Blenheim issued a statement to the Stock Exchange, saying that it would continue to talk to all parties and that an announcement would be made "at the earliest opportunity". The statement fuelled speculation that bid talks continued with both Reed Elsevier and United News & Media, the two original suitors for Blenheim.

The dawn raid, which took the market and other potential bidders by surprise, gives the Dutch company a platform to mount a full bid in the future, a prospect it did not rule out yesterday.

For now, however, VNU said it viewed the investment as a strategic one. A spokesman denied the move was a spoiling tactic to lock out other bidders for Blenheim.

The exhibitions company has been in the takeover limelight since early summer, when it emerged that United News & Media, which has amassed a 2 per cent holding in Blenheim, had made an approach pitched at about 450p a share. But the bid faded away following tensions with Blenheim management over the amount of financial information it would be allowed to review.

Reed, the other leading bidder, had believed early this week that it was on track toward an agreed bid pitched at 480p a share.
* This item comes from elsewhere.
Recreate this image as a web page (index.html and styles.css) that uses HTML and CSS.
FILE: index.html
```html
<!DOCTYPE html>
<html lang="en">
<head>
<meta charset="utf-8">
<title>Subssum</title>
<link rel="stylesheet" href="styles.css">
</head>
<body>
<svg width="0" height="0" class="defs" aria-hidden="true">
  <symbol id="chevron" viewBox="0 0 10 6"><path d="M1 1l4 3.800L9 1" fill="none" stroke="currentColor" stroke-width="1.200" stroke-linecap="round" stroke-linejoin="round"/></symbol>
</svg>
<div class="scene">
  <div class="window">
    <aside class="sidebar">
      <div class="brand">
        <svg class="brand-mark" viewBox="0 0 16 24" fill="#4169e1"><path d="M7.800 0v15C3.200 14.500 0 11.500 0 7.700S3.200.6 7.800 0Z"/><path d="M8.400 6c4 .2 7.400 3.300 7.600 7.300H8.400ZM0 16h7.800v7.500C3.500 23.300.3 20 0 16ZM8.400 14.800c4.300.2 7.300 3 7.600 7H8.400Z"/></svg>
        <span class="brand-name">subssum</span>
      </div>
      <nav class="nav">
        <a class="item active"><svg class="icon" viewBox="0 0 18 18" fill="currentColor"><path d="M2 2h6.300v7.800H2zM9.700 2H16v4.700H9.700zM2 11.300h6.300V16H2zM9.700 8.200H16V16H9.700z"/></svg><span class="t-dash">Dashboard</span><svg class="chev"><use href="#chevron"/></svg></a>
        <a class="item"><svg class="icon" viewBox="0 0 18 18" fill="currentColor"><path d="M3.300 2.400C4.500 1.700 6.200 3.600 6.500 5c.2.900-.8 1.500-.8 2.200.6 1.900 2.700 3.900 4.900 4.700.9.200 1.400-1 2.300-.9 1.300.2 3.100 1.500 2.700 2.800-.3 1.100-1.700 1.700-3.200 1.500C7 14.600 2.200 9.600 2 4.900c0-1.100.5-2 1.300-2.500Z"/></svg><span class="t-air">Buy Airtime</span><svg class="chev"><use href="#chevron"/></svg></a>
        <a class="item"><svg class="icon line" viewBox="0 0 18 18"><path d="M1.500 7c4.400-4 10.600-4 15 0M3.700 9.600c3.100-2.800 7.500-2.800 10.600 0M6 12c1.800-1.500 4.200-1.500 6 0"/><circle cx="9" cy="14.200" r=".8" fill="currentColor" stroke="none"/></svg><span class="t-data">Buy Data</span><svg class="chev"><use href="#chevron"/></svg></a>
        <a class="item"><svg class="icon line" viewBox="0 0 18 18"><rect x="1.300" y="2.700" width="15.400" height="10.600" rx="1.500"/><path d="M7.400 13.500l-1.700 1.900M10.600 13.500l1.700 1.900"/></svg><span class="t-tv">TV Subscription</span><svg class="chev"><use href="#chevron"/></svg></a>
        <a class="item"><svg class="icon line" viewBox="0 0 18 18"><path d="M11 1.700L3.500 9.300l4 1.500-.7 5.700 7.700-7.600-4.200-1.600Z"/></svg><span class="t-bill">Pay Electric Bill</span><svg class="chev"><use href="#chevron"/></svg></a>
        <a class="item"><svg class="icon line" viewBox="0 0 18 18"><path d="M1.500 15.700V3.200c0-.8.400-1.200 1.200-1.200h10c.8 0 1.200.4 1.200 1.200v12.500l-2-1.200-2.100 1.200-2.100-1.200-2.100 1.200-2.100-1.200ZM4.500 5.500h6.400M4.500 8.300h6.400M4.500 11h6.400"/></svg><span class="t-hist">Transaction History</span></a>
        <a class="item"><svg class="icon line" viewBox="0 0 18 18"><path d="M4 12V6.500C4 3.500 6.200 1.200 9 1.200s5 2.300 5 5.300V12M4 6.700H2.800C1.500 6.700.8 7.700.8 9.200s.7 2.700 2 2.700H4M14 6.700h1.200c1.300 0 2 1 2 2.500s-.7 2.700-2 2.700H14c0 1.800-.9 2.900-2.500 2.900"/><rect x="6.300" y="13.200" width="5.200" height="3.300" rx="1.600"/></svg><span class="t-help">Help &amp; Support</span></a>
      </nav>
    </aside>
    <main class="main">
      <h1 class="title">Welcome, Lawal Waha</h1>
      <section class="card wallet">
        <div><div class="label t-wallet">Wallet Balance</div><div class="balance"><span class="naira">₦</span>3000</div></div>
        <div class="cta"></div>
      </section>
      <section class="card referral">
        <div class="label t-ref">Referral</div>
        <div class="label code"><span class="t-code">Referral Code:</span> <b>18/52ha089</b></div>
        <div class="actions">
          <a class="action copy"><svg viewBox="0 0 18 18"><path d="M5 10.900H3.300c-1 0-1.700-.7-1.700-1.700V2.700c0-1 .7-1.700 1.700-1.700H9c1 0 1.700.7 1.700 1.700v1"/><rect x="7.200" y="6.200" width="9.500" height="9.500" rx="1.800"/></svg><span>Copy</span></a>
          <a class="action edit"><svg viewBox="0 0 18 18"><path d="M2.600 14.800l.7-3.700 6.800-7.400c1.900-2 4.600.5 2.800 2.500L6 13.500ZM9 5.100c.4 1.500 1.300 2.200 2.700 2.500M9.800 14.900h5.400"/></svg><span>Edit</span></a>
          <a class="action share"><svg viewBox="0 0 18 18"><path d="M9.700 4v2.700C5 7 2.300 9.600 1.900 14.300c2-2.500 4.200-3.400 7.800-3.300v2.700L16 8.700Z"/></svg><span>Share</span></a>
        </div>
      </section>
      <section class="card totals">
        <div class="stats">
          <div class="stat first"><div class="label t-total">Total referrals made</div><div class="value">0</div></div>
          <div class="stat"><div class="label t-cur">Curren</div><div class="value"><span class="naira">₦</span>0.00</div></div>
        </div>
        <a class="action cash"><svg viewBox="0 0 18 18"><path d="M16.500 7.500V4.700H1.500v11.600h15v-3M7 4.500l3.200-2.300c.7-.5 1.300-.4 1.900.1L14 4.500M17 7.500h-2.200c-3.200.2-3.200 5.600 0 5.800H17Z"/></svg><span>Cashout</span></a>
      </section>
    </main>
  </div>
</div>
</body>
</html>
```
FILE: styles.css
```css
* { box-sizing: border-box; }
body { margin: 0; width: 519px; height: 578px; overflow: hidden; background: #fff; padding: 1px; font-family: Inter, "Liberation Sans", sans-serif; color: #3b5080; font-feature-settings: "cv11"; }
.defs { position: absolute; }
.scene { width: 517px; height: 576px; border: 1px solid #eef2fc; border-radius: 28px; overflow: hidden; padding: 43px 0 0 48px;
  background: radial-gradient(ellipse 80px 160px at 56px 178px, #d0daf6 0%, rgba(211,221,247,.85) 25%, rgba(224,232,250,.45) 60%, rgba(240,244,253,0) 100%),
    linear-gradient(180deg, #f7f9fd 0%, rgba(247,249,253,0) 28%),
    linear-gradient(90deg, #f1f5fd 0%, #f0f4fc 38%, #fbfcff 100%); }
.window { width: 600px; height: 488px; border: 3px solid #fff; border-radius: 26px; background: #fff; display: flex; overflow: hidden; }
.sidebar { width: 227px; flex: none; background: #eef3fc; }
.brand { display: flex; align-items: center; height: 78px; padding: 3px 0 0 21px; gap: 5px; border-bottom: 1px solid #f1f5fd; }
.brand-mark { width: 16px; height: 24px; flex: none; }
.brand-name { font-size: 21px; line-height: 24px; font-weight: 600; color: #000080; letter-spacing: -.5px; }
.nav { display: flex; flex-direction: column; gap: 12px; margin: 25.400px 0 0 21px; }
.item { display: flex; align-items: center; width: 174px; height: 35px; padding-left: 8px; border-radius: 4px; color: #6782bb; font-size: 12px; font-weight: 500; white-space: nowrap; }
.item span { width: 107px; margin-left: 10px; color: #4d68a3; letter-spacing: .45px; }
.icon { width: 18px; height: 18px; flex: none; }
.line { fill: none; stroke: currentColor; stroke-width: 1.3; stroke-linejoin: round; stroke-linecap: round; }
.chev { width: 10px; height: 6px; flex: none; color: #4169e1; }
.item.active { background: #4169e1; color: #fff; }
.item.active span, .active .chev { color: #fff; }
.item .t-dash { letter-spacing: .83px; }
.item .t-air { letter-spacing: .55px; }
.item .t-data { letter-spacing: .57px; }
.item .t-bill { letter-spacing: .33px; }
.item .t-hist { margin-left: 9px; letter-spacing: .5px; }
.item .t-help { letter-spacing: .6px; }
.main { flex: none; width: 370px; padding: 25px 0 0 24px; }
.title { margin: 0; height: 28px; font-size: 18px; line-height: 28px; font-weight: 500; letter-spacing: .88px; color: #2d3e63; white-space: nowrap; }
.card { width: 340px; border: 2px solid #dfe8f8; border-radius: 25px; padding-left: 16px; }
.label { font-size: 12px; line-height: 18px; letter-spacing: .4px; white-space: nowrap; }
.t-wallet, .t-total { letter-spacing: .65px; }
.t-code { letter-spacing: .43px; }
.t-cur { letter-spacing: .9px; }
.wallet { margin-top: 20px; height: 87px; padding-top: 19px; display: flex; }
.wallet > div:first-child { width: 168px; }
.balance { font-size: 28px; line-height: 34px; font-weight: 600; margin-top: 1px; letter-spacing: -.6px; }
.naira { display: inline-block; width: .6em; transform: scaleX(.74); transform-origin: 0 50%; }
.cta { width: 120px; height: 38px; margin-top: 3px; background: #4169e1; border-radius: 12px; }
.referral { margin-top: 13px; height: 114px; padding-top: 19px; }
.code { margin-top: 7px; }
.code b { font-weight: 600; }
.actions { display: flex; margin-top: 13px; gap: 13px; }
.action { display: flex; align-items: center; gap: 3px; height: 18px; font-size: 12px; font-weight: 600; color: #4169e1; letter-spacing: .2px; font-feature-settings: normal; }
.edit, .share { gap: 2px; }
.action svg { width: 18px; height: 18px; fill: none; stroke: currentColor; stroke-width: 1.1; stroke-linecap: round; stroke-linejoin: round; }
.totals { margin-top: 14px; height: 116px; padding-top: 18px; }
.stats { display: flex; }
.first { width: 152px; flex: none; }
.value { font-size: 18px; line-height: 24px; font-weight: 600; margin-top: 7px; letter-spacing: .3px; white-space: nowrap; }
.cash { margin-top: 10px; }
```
Analysts said that confirmation of Reed's bidding intentions, published in The Independent on Monday, had helped convince VNU to make its pre-emptive move.

The 500p a share offer has effectively created a new floor for an eventual bid for Blenheim, analysts said yesterday. They added, however, that the 15 per cent stake taken by VNU was difficult to understand, unless the company was planning to make a full bid soon. One analyst commented: "Certainly this gives them a place at the table, but at what price?"
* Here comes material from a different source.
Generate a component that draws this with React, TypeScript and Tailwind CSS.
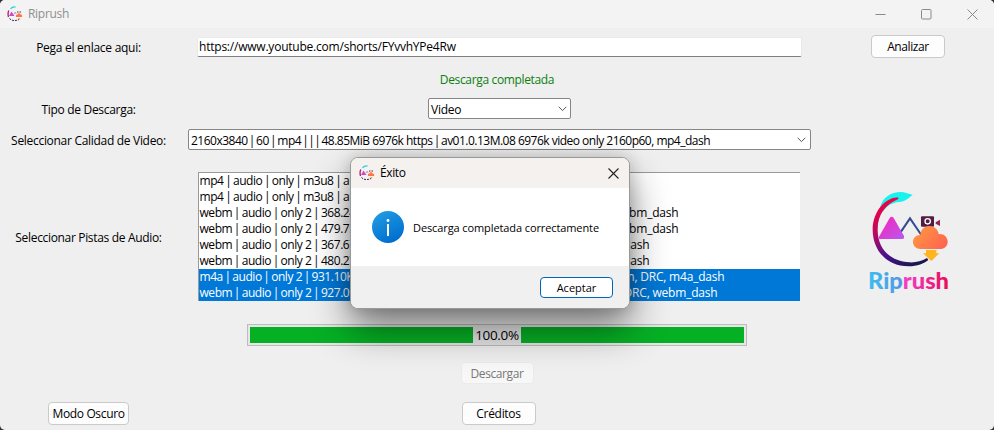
import type { ReactNode } from 'react';

const tracks = [
  { left: 'mp4 | audio | only | m3u8 | au', right: '' },
  { left: 'mp4 | audio | only | m3u8 | au', right: '' },
  { left: 'webm | audio | only 2 | 368.24', right: 'ebm_dash' },
  { left: 'webm | audio | only 2 | 479.75', right: 'ebm_dash' },
  { left: 'webm | audio | only 2 | 367.67', right: 'dash' },
  { left: 'webm | audio | only 2 | 480.27', right: 'dash' },
  { left: 'm4a | audio | only 2 | 931.10K', right: 'm, DRC, m4a_dash', selected: true },
  { left: 'webm | audio | only 2 | 927.09', right: 'DRC, webm_dash', selected: true },
];

const trackEnds = ['', '', 'w-[479px]', 'w-[479px]', 'w-[450px]', 'w-[450px]', 'w-[525px]', 'w-[518px]'];

function Row({ className, label, children, side }: { className: string; label?: ReactNode; children?: ReactNode; side?: ReactNode }) {
  return (
    <div className={`flex shrink-0 items-center ${className}`}>
      <div className="flex w-[177px] shrink-0 justify-center">{label}</div>
      <div className="flex w-[645px] shrink-0 justify-center">{children}</div>
      <div className="flex w-[172px] shrink-0 justify-center">{side}</div>
    </div>
  );
}

function Button({ className, children }: { className: string; children: ReactNode }) {
  return (
    <button className={`flex items-center justify-center rounded-[4px] border pt-px ${className}`}>{children}</button>
  );
}

// Sets the separators of a format description narrower than the font's own bar.
function Piped({ text, bar }: { text: string; bar: string }) {
  return text.split('|').map((part, i) => (
    <span key={i}>
      {i > 0 && <span className={bar}>|</span>}
      {part}
    </span>
  ));
}

function Chevron() {
  return (
    <svg width="9" height="6" viewBox="0 0 9 6" fill="none" stroke="#555" strokeWidth="1">
      <path d="M.7.8 4.5 4.6 8.3.8" />
    </svg>
  );
}

function MiniLogo() {
  return (
    <svg width="16" height="16" viewBox="0 0 16 16" fill="none">
      <path d="M3.500 3C4.500 1.500 6 .8 8.5 1" stroke="#22d3e0" strokeWidth="1.3" />
      <path d="M1.800 4.500C.9 6.500.9 9 1.500 11" stroke="#b01870" strokeWidth="1.3" />
      <path d="M2.500 12.500C4.500 14.800 8 15.300 12 13.500" stroke="#432077" strokeWidth="1" strokeDasharray="2 1" />
      <path d="m2 10 2.500-4.500L7.500 10Z" fill="#d246c8" />
      <path d="m7 8 1.200-1.800L9.200 8" stroke="#7a6aa5" strokeWidth=".6" />
      <path d="M10 6h1.500M12.500 6H14" stroke="#532449" strokeWidth="1" />
      <path d="M9 11c-.6-2 .7-2.300 1.500-2.500C11 6.700 13.300 7 13.500 8.500c1.800.2 2 1.500 1.500 2.500Z" fill="#ff7548" />
      <path d="m11 12 1.500 2 1-2Z" fill="#ffb020" />
    </svg>
  );
}

function Logo() {
  return (
    <svg width="120" height="120" viewBox="0 0 360 360" className="shrink-0">
      <defs>
        <linearGradient id="arc" x1="120" y1="50" x2="210" y2="255" gradientUnits="userSpaceOnUse">
          <stop stopColor="#f50040" /><stop offset=".4" stopColor="#b40a65" /><stop offset=".7" stopColor="#4b118f" /><stop offset="1" stopColor="#171747" />
        </linearGradient>
        <linearGradient id="tri" x1="100" y1="120" x2="155" y2="180" gradientUnits="userSpaceOnUse">
          <stop stopColor="#f02bc1" /><stop offset="1" stopColor="#b958ef" />
        </linearGradient>
        <linearGradient id="cloud" x1="200" y1="150" x2="270" y2="210" gradientUnits="userSpaceOnUse">
          <stop stopColor="#ff9442" /><stop offset="1" stopColor="#ff674f" />
        </linearGradient>
        <linearGradient id="word" x1="58" y1="0" x2="296" y2="0" gradientUnits="userSpaceOnUse">
          <stop stopColor="#3bbcf0" /><stop offset=".42" stopColor="#5795e4" /><stop offset=".44" stopColor="#f43fc5" /><stop offset=".7" stopColor="#ef269a" /><stop offset="1" stopColor="#e80d55" />
        </linearGradient>
      </defs>
      <path d="M91 80C98 51 126 36 151 36C166 36 177 43 188 44C176 55 165 64 147 66C127 68 111 76 98 96Z" fill="#18f3ed" />
      <path d="M145 53C112 49 68 91 68 149C68 211 111 259 176 259C202 259 222 250 235 240L231 234C214 244 197 248 178 247C122 244 83 208 83 149C83 102 107 73 145 57Z" fill="url(#arc)" />
      <path d="m151 158 29-43 34 50" fill="none" stroke="#354b91" strokeWidth="6" />
      <path d="M119 114q6-8 12 0l31 54q2 9-5 9H91q-7 0-4-7Z" fill="url(#tri)" />
      <rect x="213" y="109" width="39" height="31" rx="3" fill="#541b43" />
      <path d="m257 127 13-8v19l-13-7Z" fill="#8d2859" />
      <circle cx="233" cy="124" r="8" fill="#541b43" stroke="#fff" strokeWidth="4" />
      <path d="M212 207c-13 0-23-9-23-21 0-13 10-22 22-21 1-16 12-27 26-27 15 0 27 9 29 24 15-2 27 9 27 23 0 13-10 22-23 22Z" fill="url(#cloud)" />
      <path d="M228 210h31v10h9l-24 23-25-23h9Z" fill="#ffb520" />
      <text x="54" y="327" textLength="243" lengthAdjust="spacingAndGlyphs" fontFamily="Lato, sans-serif" fontWeight="900" fontSize="66" fill="url(#word)">Riprush</text>
    </svg>
  );
}

function Dialog() {
  return (
    <div className="absolute left-[350px] top-[157px] flex h-[152px] w-[280px] flex-col overflow-hidden rounded-[8px] border border-[#999] bg-white shadow-[0_20px_38px_rgba(0,0,0,0.48),0_0_16px_rgba(0,0,0,0.18)]">
      <div className="flex h-[30px] shrink-0 items-center bg-[#f5f1ef] pl-[8px] pr-[10px]">
        <MiniLogo />
        <span className="ml-[5px] flex-1 tracking-[-0.400px]">Éxito</span>
        <svg width="11" height="11" viewBox="0 0 11 11" stroke="#222" strokeWidth="1.1"><path d="m.5.5 10 10M10.500.5l-10 10" /></svg>
      </div>
      <div className="flex h-[78px] shrink-0 items-center pl-[21px]">
        <svg width="32" height="32" viewBox="0 0 32 32">
          <defs><linearGradient id="info" x1="0" y1="0" x2="0.5" y2="1"><stop stopColor="#25a0e5" /><stop offset="1" stopColor="#0070cf" /></linearGradient></defs>
          <circle cx="16" cy="16" r="16" fill="url(#info)" />
          <circle cx="16" cy="9.500" r="1.400" fill="#fff" />
          <path d="M16 13v12" stroke="#fff" strokeWidth="2" />
        </svg>
        <span className="ml-[9px] mt-px text-[11px] tracking-[-0.100px]">Descarga completada correctamente</span>
      </div>
      <div className="flex flex-1 items-center justify-end bg-[#f0f0f0] pr-[16px]">
        <Button className="h-[21px] w-[73px] border-[#0067b8] bg-white text-[11px] tracking-[0px]">Aceptar</Button>
      </div>
    </div>
  );
}

export default function App() {
  return (
    <div className="h-[430px] w-[994px] overflow-hidden bg-[#303030]">
      <div className="relative flex h-[430px] w-[994px] flex-col overflow-hidden rounded-[5px] bg-[#efefef] font-['Open_Sans','Noto_Sans',sans-serif] text-[12px] leading-[16px] whitespace-pre text-black">
        <header className="flex h-[29px] shrink-0 items-center border-b border-[#eeeeee] bg-[#f3f3f3] pl-[7px] pr-[16px] text-[#8f8f8f]">
          <MiniLogo />
          <span className="ml-[5px] flex-1 tracking-[-0.300px]">Riprush</span>
          <div className="flex items-center gap-[35px]">
            <svg width="11" height="11" viewBox="0 0 11 11" stroke="#8a8a8a"><path d="M.5 5.500h10" /></svg>
            <svg width="11" height="11" viewBox="0 0 11 11" fill="none" stroke="#8a8a8a"><rect x=".5" y=".5" width="9.500" height="9.500" rx="1" /></svg>
            <svg width="11" height="11" viewBox="0 0 11 11" stroke="#8a8a8a"><path d="m.5.5 10 10M10.500.5l-10 10" /></svg>
          </div>
        </header>

        <Row
          className="h-[36px]"
          label={<span className="mt-px tracking-[-0.270px]">Pega el enlace aqui:</span>}
          side={<Button className="mb-px h-[23px] w-[74px] border-[#cacaca] bg-[#fdfdfd] tracking-[-0.400px]">Analizar</Button>}
        >
          <div className="flex h-[20px] w-[605px] items-center rounded-[2px] border border-[#e8e8e8] border-b-[#808080] bg-white pl-px tracking-[-0.220px]">
            <span>https://www.youtube.com/shorts/FYvvhYPe4Rw</span>
          </div>
        </Row>
        <Row className="h-[28px]">
          <span className="ml-[-5px] mt-px tracking-[-0.350px] text-[#0b800f]">Descarga completada</span>
        </Row>
        <Row className="h-[31px]" label={<span className="mt-[2px] tracking-[-0.300px]">Tipo de Descarga:</span>}>
          <div className="flex h-[21px] w-[143px] items-center justify-between rounded-[2px] border border-[#858585] bg-white pl-[2px] pr-[3px]">
            <span className="mt-[2px] tracking-[-0.250px]">Video</span>
            <Chevron />
          </div>
        </Row>
        <Row className="h-[31px]" label={<span className="mt-[2px] tracking-[-0.300px]">Seleccionar Calidad de Video:</span>}>
          <div className="flex h-[21px] w-[623px] items-center justify-between rounded-[2px] border border-[#858585] bg-white pl-[2px] pr-[4px]">
            <span className="mt-[2px] tracking-[-0.510px]"><Piped bar="-mx-[1.4px]" text="2160x3840 | 60 | mp4 | | | 48.85MiB 6976k https | av01.0.13M.08 6976k video only 2160p60, mp4_dash" /></span>
            <Chevron />
          </div>
        </Row>
        <Row className="h-[163px]" label={<span className="mt-[2px] tracking-[-0.330px]">Seleccionar Pistas de Audio:</span>} side={<div className="ml-[4px] mt-[7px]"><Logo /></div>}>
          <div className="mr-[2px] h-[129px] w-[602px] border-l border-t border-[#999] bg-white">
            {tracks.map((track, i) => (
              <div key={i} className={`flex h-[16px] items-center pl-px ${track.selected ? 'bg-[#0078d7] text-white' : ''}`}>
                <div className={`flex justify-between ${trackEnds[i]}`}>
                  <span className="tracking-[-0.450px]"><Piped bar="-mx-[1px]" text={track.left} /></span>
                  <span className="tracking-[-0.200px]">{track.right}</span>
                </div>
              </div>
            ))}
          </div>
        </Row>
        <Row className="h-[34px]">
          <div className="mr-[5px] flex h-[22px] w-[500px] items-center border border-[#bcbcbc] bg-[#e6e6e6] p-[2px]">
            <div className="flex h-[16px] w-full items-center justify-center bg-[#06b025]">
              <span className="flex h-[20px] w-[48px] items-center justify-center bg-[#e6e6e6] text-[13.5px] tracking-[-0.350px]">100.0%</span>
            </div>
          </div>
        </Row>
        <Row className="h-[42px]">
          <Button className="mr-[5px] h-[22px] w-[73px] border-[#ebebeb] bg-[#f7f7f7] tracking-[-0.400px] text-[#777]">Descargar</Button>
        </Row>
        <Row className="h-[36px] pt-[3px]" label={<Button className="h-[23px] w-[81px] border-[#cacaca] bg-[#fdfdfd] tracking-[-0.350px]">Modo Oscuro</Button>}>
          <Button className="mr-[2px] h-[23px] w-[74px] border-[#cacaca] bg-[#fdfdfd] tracking-[-0.300px]">Créditos</Button>
        </Row>
        <Dialog />
      </div>
    </div>
  );
}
Other analysts speculated that the move was designed to ensure VNU could negotitate for bits of Blenheim should some of its exhibitions assets be sold off separately following a bid.

Reed had no comment yesterday. But it is understood the company and its advisers had been wrong-footed by the VNU move, and spent yesterday reviewing their options.

It is thought VNU had first approached Blenheim in late summer, but had not held any substantive talks about a takeover. Insiders at the exhibitions company said yesterday that at least one other potential bidder, based in the US, was in the wings.

VNU publishes magazines in Europe and the US, with an emphasis on the computer and consumer end of the market. It has a very limited number of exhibition operations in the US and Europe.

The company said it was seeking ways of developing the synergies between publishing and exhibitions, a combination that has proved lucrative for Reed Elsevier and United.